How do you think the issue came to light. Gamers noticed the performance issues when the last 0.5 GB was used in single and SLI configs. The forums even at Nvidia saw such complaints earlier than the CUDA program which confirmed the memory issue. That program was only a reaffirmation of the problems faced by consumers and gamers.

I'll play devil's advocate here for a second. With the advent of DX12, resources will be handled in a completely different way with the texture memory playing less of a role than in previous generations. Under no circumstance is the GTX 970 a 3.5GB card, that much has been proven (see my post above), but even if it was, future titles that utilize the new API or PROPERLY use DX11 rather than being a crappy console port will continue to effectively manage resources and hit levels well under 3.5GB @ 4K.
The fact is we are talking about both performance in the present and the future. GTX 970 is a 3.5GB + 0.5 GB card. The bandwidth is not 224 GB/s. That is something which everyone now understands.
 
Last edited:
xentr_thread_starter
I'll keep on repeating this: the peak bandwidth is an effective 224GB/s.
 
xentr_thread_starter
And they should.....just like all other vendors.

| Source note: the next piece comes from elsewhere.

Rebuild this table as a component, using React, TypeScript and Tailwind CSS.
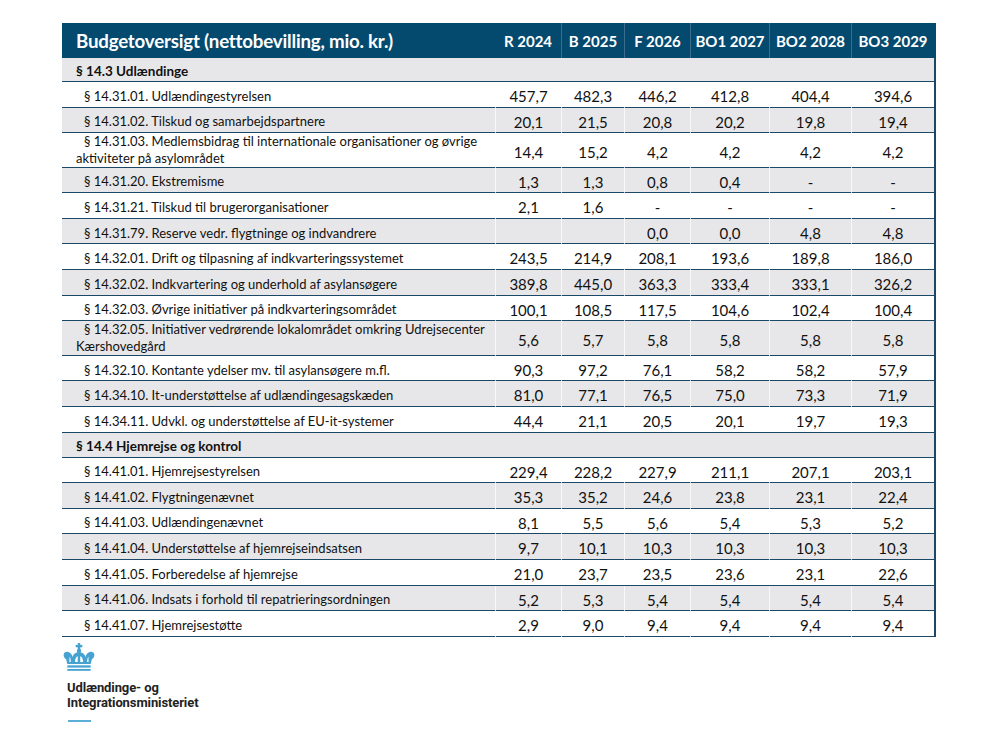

While they may think it is a foregone conclusion that folks realize a memory bus will never operate at 100% bandwidth all the time, it is something that should have been indicated.
 
Anytime anyone says bandwidth = xxx, they mean peak.

While I will agree thet 5 months is far too long for them to have come clean, no-one can say whether they initially mis-lead or if it was truly miscommunication. I think they kept quiet after realizing in order to not cause a scandal.. Afterall as said above sooo many lorded this cards performance...
As to the performance / refunds / those saying it's only 3.5GB... Learn to read.